For $g$, the equation we have is : $2g=-a(3{{t}^{2}}+1)\text{ }\left( 4 \right)$
For $f$, the equation we have is : $2f=-a(3t-{{t}^{3}})\text{ }\left( 5 \right)$
Let's find the point whose locus we need to find as $(h,k)$. Since this point is the same as the circle’s centre, we can say that :
$\begin{aligned} & h=-g\,\,\,\text{ and }\,\,\,\,\,k=-f \\\ & \Rightarrow g=-h\text{ and }f=-k \\\ \end{aligned}$
Substituting for $g$ and $f$ in (4) and (5) respectively, we have :
From equation (4), we get
$\begin{aligned} & 2f=-a(3t-{{t}^{3}}) \\\ & \Rightarrow 2f=-at(3-{{t}^{2}}) \\\ & \Rightarrow -2k=at({{t}^{2}}-3) \\\ & \Rightarrow -\dfrac{2k}{at}={{t}^{2}}-3 \\\ & \Rightarrow -\dfrac{2k}{at}+3={{t}^{2}} \\\ \end{aligned}$
From equation (5), we get
$\begin{aligned} & 2g=-a(3{{t}^{2}}+1) \\\ & \Rightarrow 2g=-3a{{t}^{2}}-a \\\ & \Rightarrow -2h=-3a{{t}^{2}}-a \\\ & \Rightarrow 2h=3a{{t}^{2}}+a \\\ & \Rightarrow 2h-a=3a{{t}^{2}} \\\ & \Rightarrow \dfrac{2h-a}{3a}={{t}^{2}} \\\ \end{aligned}$
We now have equations expressing ${{t}^{2}}$ in terms of both, $h$ and $k$.

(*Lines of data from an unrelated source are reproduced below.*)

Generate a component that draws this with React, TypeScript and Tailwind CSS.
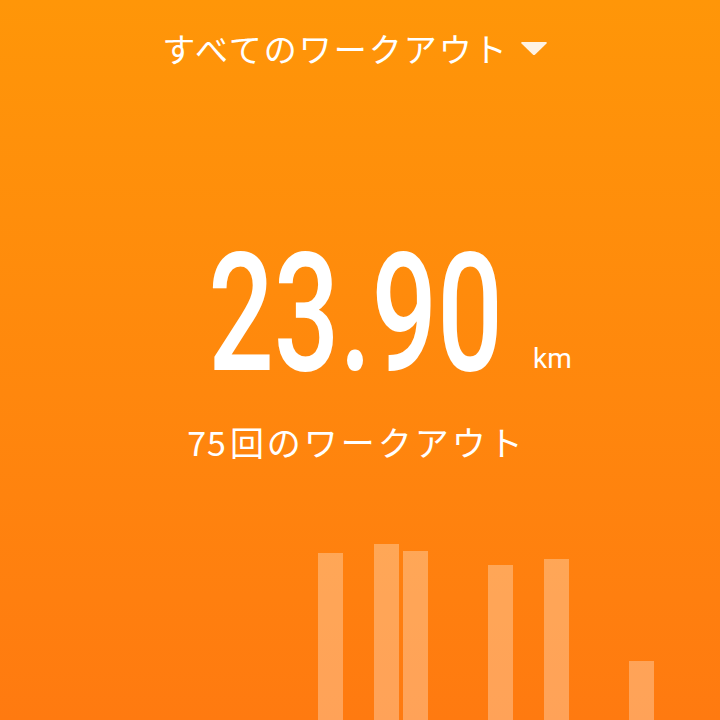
const bars = [
  0, 0, 0, 0, 0, 0, 0, 0, 0, 0, 0, 167, 0, 176, 169, 0, 0, 155, 0, 161, 0, 0, 59, 0, 0,
];

const App = () => {
  return (
    <div className="w-full h-[720px] overflow-hidden flex flex-col bg-linear-to-b from-[#ff9608] to-[#ff7a10] text-white font-['Noto_Sans_CJK_JP','Noto_Sans',sans-serif]">
      <div className="flex flex-col items-center pr-[10px]">
        <div className="h-[96px] flex items-center gap-[11px]">
          <span className="text-[33px] leading-none tracking-[2px]">すべてのワークアウト</span>
          <svg width="28" height="15" viewBox="0 0 28 15">
            <path d="M2 1 L26 1 Q27.5 1 26.5 2.5 L15.2 13.5 Q14 14.5 12.8 13.5 L1.5 2.5 Q0.5 1 2 1 Z" fill="#fff3e3" />
          </svg>
        </div>

        <div className="relative mt-[135px]">
          <div className="w-[290px] flex justify-center">
            <span className="scale-x-70 text-[165px] leading-none font-medium font-['Roboto',sans-serif] whitespace-nowrap">
              23.90
            </span>
          </div>
          <span className="absolute left-full ml-[33px] bottom-[23px] text-[28px] leading-none font-['Roboto',sans-serif]">
            km
          </span>
        </div>

        <div className="mt-[25px] h-[40px] flex items-center text-[34px] tracking-[3px] pl-[3px]">
          <span className="tracking-[1px] mr-[3px]">75</span>回のワークアウト
        </div>
      </div>

      <div className="mt-auto h-[190px] flex items-end gap-[3.33px] pl-[6px]">
        {bars.map((h, i) => (
          <div key={i} className="w-[25px] shrink-0 bg-white/30" style={{ height: h }} />
        ))}
      </div>
    </div>
  );
};

export default App;
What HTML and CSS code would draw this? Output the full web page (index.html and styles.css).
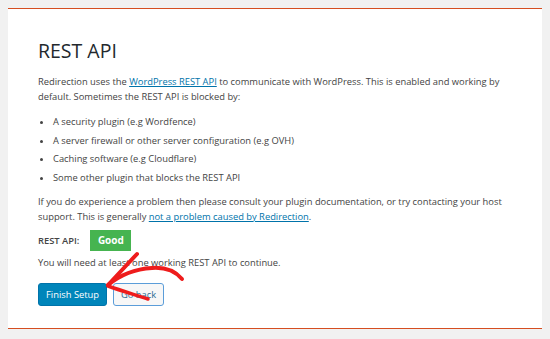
FILE: index.html
```html
<!DOCTYPE html>
<html>
<head>
  <title>Redirection - REST API</title>
  <link rel="stylesheet" href="styles.css">
</head>
<body>
  <div class="wizard">
    <h1 class="wizard-title">REST API</h1>
    <p class="wizard-text">Redirection uses the <a href="#">WordPress REST API</a> to communicate with WordPress. This is enabled and working by default. Sometimes the REST API is blocked by:</p>
    <ul class="wizard-list">
      <li>A security plugin (e.g Wordfence)</li>
      <li>A server firewall or other server configuration (e.g OVH)</li>
      <li>Caching software (e.g Cloudflare)</li>
      <li>Some other plugin that blocks the REST API</li>
    </ul>
    <p class="wizard-text">If you do experience a problem then please consult your plugin documentation, or try contacting your host support. This is generally <a href="#">not a problem caused by Redirection</a>.</p>
    <div class="api-status">
      <span class="api-label">REST API:</span>
      <span class="api-badge">Good</span>
    </div>
    <p class="wizard-text">You will need at least one working REST API to continue.</p>
    <div class="wizard-buttons">
      <button class="btn btn-primary">Finish Setup</button>
      <button class="btn btn-secondary">Go back</button>
      <svg class="arrow" width="100" height="60" viewBox="100 250 100 60">
        <path d="M108 286 C120 276 135 270 152 269 C166 268 176 273 182 280" fill="none" stroke="#ee1c1c" stroke-width="4" stroke-linecap="round"/>
        <path d="M108 286 L137 255" fill="none" stroke="#ee1c1c" stroke-width="4" stroke-linecap="round"/>
        <path d="M108 287 C122 292 136 296 148 300" fill="none" stroke="#ee1c1c" stroke-width="3.5" stroke-linecap="round"/>
      </svg>
    </div>
  </div>
</body>
</html>
```

FILE: styles.css
```css
body {
  margin: 8px;
  background-color: #f1f1f1;
  font-family: "Open Sans", "Noto Sans", sans-serif;
  color: #444;
}
.wizard {
  background-color: #fff;
  border-top: 1px solid #d54e21;
  border-bottom: 1px solid #d54e21;
  box-shadow: 0 1px 0 #f1c7b8;
  padding: 28px 30px 22px 30px;
}
.wizard-title {
  margin: 0 0 9px 0;
  font-size: 19.5px;
  line-height: 28px;
  font-weight: 400;
  color: #23282d;
}
.wizard-text {
  margin: 0;
  font-size: 9.35px;
  line-height: 15px;
}
.wizard-text a {
  color: #0073aa;
}
.wizard-list {
  margin: 10px 0 9px 0;
  padding-left: 15px;
  font-size: 9.35px;
  line-height: 15px;
}
.wizard-list li {
  margin-bottom: 3.5px;
}
.wizard-list li:last-child {
  margin-bottom: 0;
}
.api-status {
  display: flex;
  align-items: center;
  gap: 11px;
  margin: 6px 0 4px 0;
}
.api-label {
  font-size: 9.35px;
  font-weight: 600;
}
.api-badge {
  background-color: #46b450;
  color: #fff;
  font-size: 10px;
  font-weight: 700;
  width: 41px;
  height: 21px;
  line-height: 21px;
  text-align: center;
}
.wizard-buttons {
  position: relative;
  display: flex;
  gap: 6px;
  margin-top: 13px;
}
.btn {
  height: 23px;
  padding: 0 7px;
  font-family: inherit;
  font-size: 9.35px;
  border-radius: 3px;
  cursor: pointer;
}
.btn-primary {
  background-color: #0085ba;
  border: 1px solid #0073aa;
  color: #fff;
}
.btn-secondary {
  background-color: #f7f7f7;
  border: 1px solid #5b9dd9;
  color: #2b6a92;
}
.arrow {
  position: absolute;
  left: 62px;
  top: -34px;
}
```
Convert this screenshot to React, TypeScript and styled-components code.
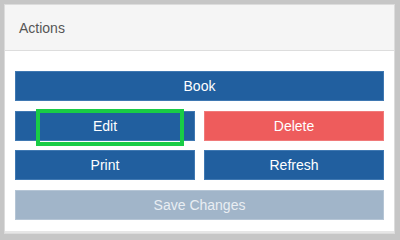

Equating these two expressions, we get :
$\begin{aligned} & -\dfrac{2k}{at}+3=\dfrac{2h-a}{3a} \\\ & \Rightarrow \dfrac{-2k+3at}{at}=\dfrac{2h-a}{3a} \\\ & \Rightarrow \dfrac{-2k+3at}{t}=\dfrac{2h-a}{3} \\\ & \Rightarrow (-2k+3at)3=t(2h-a) \\\ & \Rightarrow -6k+9at=2ht-at \\\ & \Rightarrow 10at-2ht=6k \\\ & \Rightarrow 5at-ht=3k \\\ & \Rightarrow t(5a-h)=3k \\\ & \Rightarrow t=\dfrac{3k}{5a-h} \\\ \end{aligned}$
Thus, we finally have a value of $t$ only in terms of $h$ and $k$.
Substituting this value of $t$ in equation (3), along with the substituted value of $g$, we get :
$\begin{aligned} & 2g=-a(3{{t}^{2}}+1) \\\ & \Rightarrow -\dfrac{2g}{a}=3{{t}^{2}}+1 \\\ & \Rightarrow \dfrac{2h}{a}=3{{t}^{2}}+1 \\\ & \Rightarrow \dfrac{2h}{a}=3{{(\dfrac{3k}{5a-h})}^{2}}+1 \\\ & \Rightarrow \dfrac{2h}{a}=3(\dfrac{9{{k}^{2}}}{{{(5a-h)}^{2}}})+1 \\\ & \Rightarrow \dfrac{2h}{a}=\dfrac{27{{k}^{2}}+{{(5a-h)}^{2}}}{{{(5a-h)}^{2}}} \\\ & \Rightarrow 2h{{(5a-h)}^{2}}=27a{{k}^{2}}+a{{(5a-h)}^{2}} \\\ & \Rightarrow (2h-a){{(5a-h)}^{2}}=27a{{k}^{2}} \\\ \end{aligned}$
Hence, we have obtained the locus of the centre of the circle. The last step in this sum would be to replace $(h,k)$ with $(x,y)$. Doing so, we get :
$\begin{aligned} & 27a{{k}^{2}}=(2h-a){{(5a-h)}^{2}} \\\ & \Rightarrow 27a{{y}^{2}}=(2x-a){{(5a-x)}^{2}} \\\ \end{aligned}$
Hence, this equation is our required locus.
Hence proved, the given equation is the equation of the circle required, and the second equation is indeed the locus of the centre of the circle.

Note: When we are trying to find out the locus of some point, always first look at the equation given in the question and see which variable is missing. It means that we have to eliminate this very variable from the equations for $(h,k)$ or the point whose locus needs to be found out. Eventually, we will get a relation between $h$ and $k$ using the very equations you get while trying to eliminate the variable identified as not being present in the equation of the locus.